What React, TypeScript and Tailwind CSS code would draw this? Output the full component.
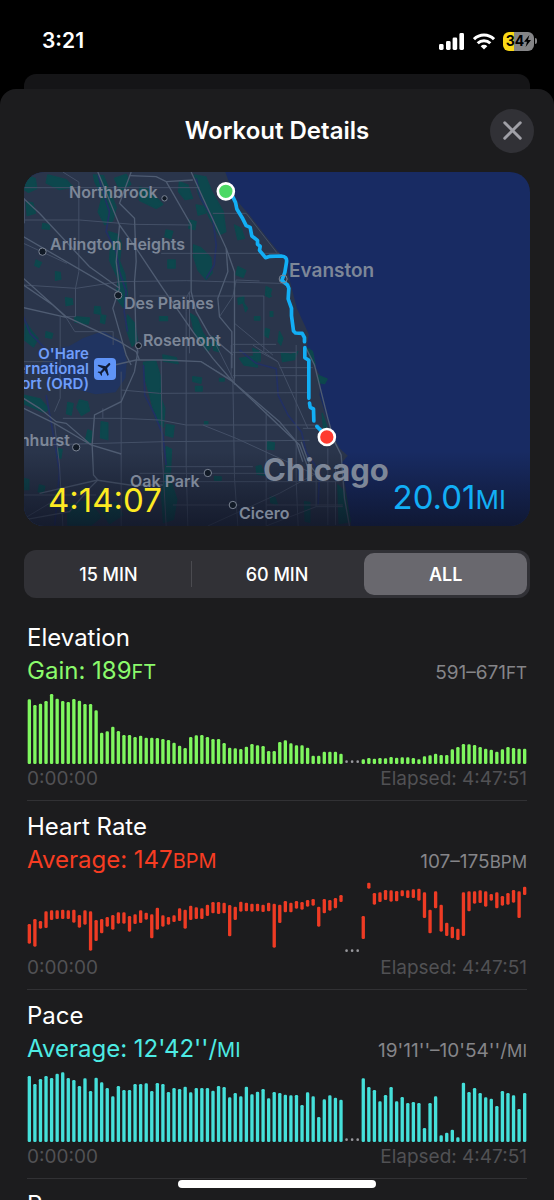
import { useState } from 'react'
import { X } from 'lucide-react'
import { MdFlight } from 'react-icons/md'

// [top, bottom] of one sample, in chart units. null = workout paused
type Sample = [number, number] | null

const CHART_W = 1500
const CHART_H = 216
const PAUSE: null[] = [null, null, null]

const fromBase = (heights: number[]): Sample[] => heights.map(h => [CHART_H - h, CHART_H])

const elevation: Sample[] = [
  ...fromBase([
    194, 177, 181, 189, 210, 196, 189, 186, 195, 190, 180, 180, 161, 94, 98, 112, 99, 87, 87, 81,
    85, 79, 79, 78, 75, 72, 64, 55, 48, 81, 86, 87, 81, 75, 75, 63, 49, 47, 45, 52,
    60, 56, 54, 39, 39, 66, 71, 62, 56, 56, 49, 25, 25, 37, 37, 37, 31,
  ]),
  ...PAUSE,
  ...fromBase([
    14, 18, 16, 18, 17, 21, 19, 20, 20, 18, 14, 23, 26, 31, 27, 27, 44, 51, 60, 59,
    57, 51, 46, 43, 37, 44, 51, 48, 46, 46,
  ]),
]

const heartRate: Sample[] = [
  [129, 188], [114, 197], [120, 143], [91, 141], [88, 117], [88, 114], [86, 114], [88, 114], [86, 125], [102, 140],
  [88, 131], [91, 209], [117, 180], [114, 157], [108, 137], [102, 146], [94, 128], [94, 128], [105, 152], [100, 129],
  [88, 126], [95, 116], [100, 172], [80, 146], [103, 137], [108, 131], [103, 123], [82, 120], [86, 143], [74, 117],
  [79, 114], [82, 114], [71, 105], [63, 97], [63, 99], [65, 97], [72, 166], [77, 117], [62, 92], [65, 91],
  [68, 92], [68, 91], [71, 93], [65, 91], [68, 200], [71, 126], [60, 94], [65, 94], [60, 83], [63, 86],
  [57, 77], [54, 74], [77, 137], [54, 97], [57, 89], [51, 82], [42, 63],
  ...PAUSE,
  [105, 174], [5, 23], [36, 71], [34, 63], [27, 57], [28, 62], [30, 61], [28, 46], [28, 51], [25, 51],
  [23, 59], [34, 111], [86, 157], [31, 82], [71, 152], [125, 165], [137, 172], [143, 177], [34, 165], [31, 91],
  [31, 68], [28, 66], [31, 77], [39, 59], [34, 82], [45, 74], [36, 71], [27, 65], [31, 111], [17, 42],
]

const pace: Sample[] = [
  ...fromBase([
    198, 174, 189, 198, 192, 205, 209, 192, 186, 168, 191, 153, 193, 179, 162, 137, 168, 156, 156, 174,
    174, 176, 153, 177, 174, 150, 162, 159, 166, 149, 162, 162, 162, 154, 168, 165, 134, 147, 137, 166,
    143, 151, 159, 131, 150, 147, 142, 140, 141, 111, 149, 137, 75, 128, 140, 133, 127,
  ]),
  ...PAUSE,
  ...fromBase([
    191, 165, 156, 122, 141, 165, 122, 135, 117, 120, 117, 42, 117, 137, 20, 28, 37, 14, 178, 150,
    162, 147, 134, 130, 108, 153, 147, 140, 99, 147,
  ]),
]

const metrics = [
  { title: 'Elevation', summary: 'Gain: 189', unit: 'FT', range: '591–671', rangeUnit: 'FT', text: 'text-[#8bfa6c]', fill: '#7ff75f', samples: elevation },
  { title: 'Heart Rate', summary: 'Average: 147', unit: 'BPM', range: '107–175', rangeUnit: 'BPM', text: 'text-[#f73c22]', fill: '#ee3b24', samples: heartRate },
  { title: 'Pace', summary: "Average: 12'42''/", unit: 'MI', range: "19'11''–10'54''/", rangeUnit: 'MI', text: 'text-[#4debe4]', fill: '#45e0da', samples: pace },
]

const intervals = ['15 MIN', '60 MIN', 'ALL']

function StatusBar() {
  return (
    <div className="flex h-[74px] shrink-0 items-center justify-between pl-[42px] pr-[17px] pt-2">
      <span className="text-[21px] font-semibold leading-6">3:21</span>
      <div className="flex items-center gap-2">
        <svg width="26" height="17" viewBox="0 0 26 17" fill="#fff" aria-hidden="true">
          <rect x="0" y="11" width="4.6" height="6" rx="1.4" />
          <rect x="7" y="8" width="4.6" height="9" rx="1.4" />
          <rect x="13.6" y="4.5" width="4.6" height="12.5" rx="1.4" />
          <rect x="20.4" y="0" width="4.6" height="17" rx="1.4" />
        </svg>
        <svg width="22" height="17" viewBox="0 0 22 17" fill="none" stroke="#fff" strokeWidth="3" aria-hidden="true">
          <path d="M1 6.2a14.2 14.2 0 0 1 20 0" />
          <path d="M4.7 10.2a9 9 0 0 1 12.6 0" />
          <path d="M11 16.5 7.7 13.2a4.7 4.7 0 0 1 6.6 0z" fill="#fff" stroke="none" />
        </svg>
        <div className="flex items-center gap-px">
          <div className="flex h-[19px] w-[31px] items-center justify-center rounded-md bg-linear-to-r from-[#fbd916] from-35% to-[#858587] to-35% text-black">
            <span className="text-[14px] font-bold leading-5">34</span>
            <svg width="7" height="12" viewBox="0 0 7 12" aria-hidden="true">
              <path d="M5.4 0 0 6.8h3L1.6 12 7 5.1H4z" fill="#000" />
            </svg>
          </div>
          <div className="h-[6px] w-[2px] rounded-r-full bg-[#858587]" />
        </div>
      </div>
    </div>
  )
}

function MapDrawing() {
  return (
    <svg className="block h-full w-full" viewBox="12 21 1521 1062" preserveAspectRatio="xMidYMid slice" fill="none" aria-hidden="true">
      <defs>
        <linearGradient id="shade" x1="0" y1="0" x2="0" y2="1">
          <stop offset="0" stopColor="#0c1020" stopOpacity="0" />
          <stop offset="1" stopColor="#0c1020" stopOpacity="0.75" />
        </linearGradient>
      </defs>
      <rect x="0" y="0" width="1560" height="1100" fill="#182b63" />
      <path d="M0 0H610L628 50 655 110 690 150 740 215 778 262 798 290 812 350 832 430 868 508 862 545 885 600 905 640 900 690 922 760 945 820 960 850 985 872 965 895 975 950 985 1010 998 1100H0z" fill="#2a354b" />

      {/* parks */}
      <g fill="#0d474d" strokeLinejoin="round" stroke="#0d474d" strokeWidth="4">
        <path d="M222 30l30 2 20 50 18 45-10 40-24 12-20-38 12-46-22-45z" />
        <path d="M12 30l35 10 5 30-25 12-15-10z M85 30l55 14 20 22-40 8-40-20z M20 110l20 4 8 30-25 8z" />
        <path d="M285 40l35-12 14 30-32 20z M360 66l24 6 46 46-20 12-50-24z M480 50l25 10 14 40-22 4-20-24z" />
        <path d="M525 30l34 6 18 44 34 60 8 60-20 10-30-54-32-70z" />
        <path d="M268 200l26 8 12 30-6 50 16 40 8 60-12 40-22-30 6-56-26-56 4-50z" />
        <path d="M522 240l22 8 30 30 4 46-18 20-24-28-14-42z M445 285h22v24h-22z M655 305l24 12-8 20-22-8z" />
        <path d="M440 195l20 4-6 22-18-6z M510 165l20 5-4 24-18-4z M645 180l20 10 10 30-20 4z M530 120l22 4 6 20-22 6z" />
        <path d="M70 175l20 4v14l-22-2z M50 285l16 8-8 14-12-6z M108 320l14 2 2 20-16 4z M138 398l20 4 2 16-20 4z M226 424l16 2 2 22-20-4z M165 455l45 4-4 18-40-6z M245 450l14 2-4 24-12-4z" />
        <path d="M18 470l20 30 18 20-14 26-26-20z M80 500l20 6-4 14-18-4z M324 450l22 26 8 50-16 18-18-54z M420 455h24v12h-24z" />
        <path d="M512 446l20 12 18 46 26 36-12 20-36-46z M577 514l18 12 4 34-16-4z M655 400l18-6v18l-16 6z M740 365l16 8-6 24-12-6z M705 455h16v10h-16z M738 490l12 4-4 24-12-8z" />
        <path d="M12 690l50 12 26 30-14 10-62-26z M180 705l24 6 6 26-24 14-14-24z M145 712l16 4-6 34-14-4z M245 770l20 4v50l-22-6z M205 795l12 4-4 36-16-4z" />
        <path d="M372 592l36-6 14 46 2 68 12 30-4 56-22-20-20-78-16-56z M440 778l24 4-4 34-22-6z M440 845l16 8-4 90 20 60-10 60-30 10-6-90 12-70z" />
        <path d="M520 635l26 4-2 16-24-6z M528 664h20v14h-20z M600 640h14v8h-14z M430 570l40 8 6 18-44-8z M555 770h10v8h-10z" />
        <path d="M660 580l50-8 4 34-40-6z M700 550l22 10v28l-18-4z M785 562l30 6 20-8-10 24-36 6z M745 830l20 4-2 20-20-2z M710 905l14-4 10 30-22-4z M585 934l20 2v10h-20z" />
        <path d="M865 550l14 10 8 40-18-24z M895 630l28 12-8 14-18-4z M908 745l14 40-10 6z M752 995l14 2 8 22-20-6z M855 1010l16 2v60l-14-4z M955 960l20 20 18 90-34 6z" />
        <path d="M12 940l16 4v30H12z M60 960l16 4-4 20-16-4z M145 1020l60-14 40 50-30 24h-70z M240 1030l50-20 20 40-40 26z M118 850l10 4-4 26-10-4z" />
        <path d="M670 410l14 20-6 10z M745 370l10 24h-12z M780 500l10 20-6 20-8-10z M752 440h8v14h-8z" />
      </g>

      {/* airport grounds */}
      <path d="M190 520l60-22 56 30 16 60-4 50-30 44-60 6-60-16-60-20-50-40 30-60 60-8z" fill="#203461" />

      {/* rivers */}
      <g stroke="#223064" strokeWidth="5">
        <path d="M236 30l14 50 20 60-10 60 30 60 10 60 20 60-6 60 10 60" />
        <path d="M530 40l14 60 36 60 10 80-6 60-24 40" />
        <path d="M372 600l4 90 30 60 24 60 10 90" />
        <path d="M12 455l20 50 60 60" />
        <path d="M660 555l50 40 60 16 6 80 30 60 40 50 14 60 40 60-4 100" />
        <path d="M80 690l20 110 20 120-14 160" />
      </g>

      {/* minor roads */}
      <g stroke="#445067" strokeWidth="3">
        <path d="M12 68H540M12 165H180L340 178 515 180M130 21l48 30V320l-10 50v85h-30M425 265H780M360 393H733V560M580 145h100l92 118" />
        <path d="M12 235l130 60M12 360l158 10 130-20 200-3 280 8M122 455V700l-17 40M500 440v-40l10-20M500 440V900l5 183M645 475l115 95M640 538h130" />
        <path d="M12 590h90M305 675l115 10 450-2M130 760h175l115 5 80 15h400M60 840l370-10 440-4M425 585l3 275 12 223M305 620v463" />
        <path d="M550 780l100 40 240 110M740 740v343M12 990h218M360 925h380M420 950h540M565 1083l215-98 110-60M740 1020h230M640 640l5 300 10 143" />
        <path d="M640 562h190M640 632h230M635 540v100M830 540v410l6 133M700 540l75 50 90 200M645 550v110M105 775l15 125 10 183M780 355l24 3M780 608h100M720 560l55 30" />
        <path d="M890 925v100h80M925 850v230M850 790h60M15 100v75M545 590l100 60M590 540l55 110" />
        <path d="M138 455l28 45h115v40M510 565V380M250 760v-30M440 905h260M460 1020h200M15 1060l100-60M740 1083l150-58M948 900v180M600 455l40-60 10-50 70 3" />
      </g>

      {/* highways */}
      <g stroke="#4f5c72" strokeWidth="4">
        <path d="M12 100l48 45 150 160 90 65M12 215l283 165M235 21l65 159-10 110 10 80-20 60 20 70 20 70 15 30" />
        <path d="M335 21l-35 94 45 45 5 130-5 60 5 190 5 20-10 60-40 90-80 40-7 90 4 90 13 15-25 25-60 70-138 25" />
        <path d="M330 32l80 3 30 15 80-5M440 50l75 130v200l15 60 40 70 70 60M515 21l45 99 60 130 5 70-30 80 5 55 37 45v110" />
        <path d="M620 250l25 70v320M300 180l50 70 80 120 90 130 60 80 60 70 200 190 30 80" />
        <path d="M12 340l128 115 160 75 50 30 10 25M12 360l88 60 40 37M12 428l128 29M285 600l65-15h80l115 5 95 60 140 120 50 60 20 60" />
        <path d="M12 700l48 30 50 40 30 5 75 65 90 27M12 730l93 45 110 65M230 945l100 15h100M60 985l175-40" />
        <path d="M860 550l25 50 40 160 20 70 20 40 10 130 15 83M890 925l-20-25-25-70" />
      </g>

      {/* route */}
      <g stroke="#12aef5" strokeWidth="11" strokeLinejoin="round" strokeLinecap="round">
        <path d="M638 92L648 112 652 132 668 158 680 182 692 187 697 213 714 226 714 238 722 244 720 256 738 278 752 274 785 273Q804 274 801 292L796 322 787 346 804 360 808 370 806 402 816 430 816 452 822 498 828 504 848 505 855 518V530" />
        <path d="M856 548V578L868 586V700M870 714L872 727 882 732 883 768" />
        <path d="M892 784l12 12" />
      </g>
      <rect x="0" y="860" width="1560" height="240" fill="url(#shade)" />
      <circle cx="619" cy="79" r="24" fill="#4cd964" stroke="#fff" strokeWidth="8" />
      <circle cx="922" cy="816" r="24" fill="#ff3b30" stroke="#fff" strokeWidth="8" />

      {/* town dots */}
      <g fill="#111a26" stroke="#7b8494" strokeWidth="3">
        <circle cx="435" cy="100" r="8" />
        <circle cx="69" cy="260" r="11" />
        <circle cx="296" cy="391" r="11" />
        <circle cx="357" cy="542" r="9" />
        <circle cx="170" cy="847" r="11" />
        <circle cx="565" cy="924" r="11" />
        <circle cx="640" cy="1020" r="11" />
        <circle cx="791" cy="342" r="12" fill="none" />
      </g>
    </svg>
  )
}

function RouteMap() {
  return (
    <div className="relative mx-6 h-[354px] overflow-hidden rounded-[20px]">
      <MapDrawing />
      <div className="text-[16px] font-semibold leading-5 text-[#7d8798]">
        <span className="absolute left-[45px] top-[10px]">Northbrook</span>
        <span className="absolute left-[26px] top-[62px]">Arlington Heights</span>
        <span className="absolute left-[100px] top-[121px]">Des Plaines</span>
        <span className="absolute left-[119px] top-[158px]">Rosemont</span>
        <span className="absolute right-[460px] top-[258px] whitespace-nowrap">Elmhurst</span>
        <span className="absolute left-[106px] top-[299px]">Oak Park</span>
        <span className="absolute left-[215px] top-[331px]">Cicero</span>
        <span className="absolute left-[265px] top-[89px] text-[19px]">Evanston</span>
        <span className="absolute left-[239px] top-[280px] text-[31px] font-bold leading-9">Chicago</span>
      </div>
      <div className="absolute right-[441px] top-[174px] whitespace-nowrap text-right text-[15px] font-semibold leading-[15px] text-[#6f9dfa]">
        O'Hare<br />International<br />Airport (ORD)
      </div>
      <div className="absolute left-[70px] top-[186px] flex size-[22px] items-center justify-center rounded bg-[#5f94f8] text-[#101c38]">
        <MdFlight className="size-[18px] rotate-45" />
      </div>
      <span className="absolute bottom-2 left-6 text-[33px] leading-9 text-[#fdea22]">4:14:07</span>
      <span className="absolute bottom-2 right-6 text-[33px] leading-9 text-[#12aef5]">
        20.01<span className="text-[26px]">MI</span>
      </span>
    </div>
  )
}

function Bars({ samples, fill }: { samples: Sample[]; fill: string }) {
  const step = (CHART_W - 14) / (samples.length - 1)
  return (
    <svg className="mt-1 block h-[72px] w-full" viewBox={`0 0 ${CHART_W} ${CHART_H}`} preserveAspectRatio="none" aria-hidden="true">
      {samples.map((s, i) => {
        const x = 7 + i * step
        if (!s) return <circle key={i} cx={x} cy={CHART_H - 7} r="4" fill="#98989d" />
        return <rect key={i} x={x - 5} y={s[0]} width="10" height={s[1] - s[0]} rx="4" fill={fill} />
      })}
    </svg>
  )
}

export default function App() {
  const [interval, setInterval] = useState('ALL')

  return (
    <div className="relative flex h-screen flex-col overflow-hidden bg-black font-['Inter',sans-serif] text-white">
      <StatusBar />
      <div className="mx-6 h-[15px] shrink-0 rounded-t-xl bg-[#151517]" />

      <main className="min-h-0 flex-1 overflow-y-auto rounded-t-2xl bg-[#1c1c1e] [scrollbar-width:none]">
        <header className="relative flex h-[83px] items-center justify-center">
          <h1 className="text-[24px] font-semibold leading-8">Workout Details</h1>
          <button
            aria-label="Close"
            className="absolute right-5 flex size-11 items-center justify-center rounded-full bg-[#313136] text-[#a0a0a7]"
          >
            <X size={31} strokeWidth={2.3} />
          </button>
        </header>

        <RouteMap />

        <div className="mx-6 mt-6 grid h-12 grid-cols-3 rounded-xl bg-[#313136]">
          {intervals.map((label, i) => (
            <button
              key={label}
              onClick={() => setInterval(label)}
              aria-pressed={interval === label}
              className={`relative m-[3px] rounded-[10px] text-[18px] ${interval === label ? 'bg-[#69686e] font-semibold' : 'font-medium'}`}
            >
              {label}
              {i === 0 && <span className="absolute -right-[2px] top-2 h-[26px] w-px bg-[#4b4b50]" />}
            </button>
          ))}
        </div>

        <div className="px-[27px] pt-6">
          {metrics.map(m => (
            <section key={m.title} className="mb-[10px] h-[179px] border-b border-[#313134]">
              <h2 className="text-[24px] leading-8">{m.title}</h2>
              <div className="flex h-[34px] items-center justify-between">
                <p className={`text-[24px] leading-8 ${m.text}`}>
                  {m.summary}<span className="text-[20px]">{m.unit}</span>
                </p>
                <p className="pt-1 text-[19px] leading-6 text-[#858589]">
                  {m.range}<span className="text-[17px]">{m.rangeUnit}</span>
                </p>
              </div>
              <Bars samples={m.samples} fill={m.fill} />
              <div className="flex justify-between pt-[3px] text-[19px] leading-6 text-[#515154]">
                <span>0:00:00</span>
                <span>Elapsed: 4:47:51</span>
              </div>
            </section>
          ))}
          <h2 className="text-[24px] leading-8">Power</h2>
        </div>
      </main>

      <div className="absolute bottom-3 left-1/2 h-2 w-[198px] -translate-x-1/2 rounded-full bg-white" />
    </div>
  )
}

Task requirements: Using the listing above, show every line that includes the string "full".

Exercise answer:
What React, TypeScript and Tailwind CSS code would draw this? Output the full component.
          <div className="h-[6px] w-[2px] rounded-r-full bg-[#858587]" />
    <svg className="block h-full w-full" viewBox="12 21 1521 1062" preserveAspectRatio="xMidYMid slice" fill="none" aria-hidden="true">
    <svg className="mt-1 block h-[72px] w-full" viewBox={`0 0 ${CHART_W} ${CHART_H}`} preserveAspectRatio="none" aria-hidden="true">
            className="absolute right-5 flex size-11 items-center justify-center rounded-full bg-[#313136] text-[#a0a0a7]"
      <div className="absolute bottom-3 left-1/2 h-2 w-[198px] -translate-x-1/2 rounded-full bg-white" />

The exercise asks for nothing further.